*TASK REQUIREMENTS*
Skip the pictures. Set down, word for word, the lines from the start of the material up to and including the line with "const cols = '710px".
--- start INFORMATION SHOWN ---
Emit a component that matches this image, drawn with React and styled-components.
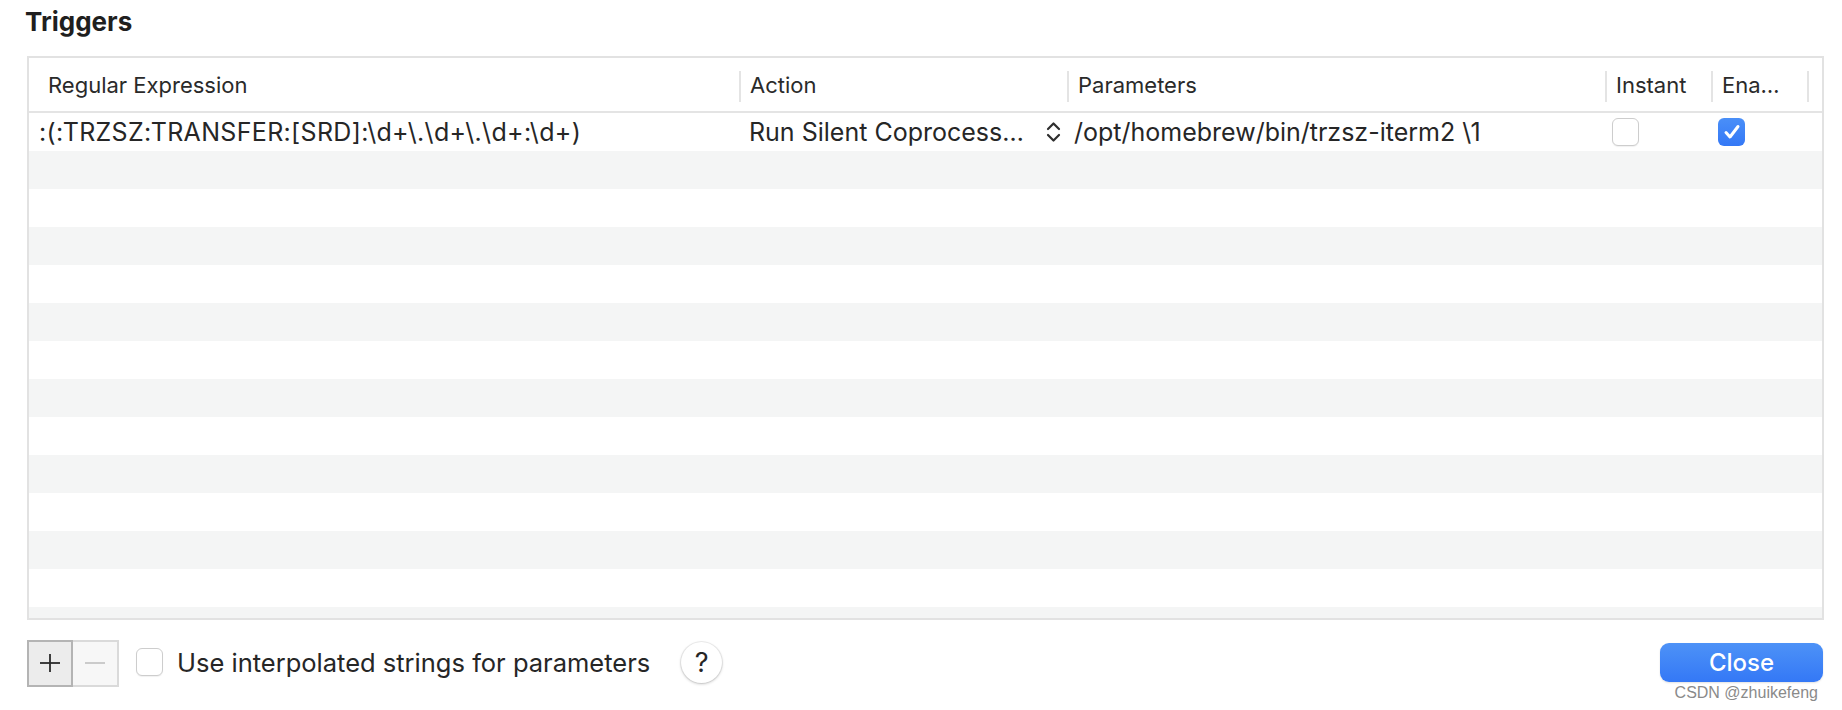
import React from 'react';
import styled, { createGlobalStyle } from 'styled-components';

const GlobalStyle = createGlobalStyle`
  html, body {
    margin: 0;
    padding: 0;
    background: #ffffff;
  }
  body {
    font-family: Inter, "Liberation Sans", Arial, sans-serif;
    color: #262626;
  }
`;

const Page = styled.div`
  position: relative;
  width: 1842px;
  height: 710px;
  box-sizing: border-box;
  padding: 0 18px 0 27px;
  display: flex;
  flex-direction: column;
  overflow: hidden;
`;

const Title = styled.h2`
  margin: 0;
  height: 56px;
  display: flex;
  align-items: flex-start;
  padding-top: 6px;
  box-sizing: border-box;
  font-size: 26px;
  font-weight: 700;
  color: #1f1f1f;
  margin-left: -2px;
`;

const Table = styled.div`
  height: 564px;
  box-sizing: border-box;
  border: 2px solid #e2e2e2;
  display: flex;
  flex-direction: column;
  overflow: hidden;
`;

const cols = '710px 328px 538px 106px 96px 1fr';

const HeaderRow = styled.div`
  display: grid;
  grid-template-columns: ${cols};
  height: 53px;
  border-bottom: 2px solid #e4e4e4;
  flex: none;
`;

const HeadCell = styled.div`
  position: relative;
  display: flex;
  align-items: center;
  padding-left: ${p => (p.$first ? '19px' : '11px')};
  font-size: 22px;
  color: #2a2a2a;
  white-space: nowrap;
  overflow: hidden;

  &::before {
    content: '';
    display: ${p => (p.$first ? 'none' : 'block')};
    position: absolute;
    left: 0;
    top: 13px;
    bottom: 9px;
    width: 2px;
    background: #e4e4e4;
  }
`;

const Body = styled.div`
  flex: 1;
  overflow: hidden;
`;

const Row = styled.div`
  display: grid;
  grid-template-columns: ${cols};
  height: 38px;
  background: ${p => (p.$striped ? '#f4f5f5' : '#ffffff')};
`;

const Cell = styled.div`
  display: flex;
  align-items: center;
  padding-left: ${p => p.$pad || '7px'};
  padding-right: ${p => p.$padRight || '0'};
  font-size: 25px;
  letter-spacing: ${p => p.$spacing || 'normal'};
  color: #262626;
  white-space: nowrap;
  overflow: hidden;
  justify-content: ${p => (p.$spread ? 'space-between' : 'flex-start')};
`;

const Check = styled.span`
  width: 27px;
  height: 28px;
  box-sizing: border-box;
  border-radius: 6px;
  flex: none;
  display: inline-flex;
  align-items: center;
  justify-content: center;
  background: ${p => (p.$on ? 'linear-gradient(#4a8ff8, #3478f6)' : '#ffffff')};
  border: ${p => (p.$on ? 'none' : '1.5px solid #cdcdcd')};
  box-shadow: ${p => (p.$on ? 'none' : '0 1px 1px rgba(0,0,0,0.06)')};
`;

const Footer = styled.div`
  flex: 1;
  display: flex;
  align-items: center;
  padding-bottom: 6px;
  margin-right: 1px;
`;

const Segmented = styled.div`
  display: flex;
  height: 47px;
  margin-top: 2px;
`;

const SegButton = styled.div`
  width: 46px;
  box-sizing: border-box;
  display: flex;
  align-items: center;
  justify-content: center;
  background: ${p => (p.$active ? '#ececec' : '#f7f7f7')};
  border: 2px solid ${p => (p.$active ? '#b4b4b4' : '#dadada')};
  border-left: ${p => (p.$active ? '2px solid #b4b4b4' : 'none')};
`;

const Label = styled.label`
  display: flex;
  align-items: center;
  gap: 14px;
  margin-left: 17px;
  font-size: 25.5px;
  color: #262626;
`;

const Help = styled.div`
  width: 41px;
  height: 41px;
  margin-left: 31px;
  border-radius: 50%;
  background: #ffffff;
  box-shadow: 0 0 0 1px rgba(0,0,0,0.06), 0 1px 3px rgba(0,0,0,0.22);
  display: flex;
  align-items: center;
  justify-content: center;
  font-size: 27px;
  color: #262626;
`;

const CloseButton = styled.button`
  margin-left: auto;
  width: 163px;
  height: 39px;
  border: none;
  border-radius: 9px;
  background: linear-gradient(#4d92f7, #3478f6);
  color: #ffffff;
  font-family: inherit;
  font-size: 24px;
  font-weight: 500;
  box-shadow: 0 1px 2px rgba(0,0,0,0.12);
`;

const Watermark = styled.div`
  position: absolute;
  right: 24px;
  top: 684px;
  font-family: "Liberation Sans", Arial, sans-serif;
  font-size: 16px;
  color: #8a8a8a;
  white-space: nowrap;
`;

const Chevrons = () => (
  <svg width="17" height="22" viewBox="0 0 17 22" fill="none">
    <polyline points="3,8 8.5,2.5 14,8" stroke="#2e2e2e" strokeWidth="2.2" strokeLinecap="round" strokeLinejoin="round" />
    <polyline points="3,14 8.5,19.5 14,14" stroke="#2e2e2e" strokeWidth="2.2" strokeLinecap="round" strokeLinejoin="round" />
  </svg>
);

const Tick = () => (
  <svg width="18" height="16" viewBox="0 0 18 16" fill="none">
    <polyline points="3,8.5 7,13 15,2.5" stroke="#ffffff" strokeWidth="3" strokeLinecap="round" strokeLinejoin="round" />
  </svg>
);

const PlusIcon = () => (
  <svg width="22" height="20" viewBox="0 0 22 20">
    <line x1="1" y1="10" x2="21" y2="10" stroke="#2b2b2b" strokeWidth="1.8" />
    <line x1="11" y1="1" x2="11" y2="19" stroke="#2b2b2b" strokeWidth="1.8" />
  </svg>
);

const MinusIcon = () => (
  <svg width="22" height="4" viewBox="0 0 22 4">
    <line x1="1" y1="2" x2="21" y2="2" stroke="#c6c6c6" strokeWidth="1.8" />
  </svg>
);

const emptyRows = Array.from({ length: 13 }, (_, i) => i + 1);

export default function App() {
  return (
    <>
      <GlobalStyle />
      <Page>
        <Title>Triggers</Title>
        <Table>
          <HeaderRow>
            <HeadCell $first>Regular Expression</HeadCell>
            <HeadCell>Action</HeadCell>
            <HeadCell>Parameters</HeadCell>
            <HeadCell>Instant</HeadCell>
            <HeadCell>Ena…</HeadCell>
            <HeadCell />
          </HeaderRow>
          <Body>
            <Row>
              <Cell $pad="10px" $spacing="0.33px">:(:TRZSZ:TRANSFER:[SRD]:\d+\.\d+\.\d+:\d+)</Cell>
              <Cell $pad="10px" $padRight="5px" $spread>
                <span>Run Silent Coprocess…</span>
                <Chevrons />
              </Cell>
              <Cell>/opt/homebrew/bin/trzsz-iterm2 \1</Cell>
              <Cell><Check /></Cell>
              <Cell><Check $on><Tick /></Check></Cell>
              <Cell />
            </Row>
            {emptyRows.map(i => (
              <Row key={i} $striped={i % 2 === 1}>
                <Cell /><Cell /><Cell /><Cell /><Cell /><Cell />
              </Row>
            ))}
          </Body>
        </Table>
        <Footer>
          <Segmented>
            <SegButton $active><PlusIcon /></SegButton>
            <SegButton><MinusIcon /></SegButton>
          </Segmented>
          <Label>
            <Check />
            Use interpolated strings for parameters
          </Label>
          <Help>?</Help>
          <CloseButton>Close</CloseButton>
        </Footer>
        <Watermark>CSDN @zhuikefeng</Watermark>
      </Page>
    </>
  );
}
--- end INFORMATION SHOWN ---
*ANSWER TO THE EXERCISE*
Emit a component that matches this image, drawn with React and styled-components.
import React from 'react';
import styled, { createGlobalStyle } from 'styled-components';

const GlobalStyle = createGlobalStyle`
  html, body {
    margin: 0;
    padding: 0;
    background: #ffffff;
  }
  body {
    font-family: Inter, "Liberation Sans", Arial, sans-serif;
    color: #262626;
  }
`;

const Page = styled.div`
  position: relative;
  width: 1842px;
  height: 710px;
  box-sizing: border-box;
  padding: 0 18px 0 27px;
  display: flex;
  flex-direction: column;
  overflow: hidden;
`;

const Title = styled.h2`
  margin: 0;
  height: 56px;
  display: flex;
  align-items: flex-start;
  padding-top: 6px;
  box-sizing: border-box;
  font-size: 26px;
  font-weight: 700;
  color: #1f1f1f;
  margin-left: -2px;
`;

const Table = styled.div`
  height: 564px;
  box-sizing: border-box;
  border: 2px solid #e2e2e2;
  display: flex;
  flex-direction: column;
  overflow: hidden;
`;

const cols = '710px 328px 538px 106px 96px 1fr';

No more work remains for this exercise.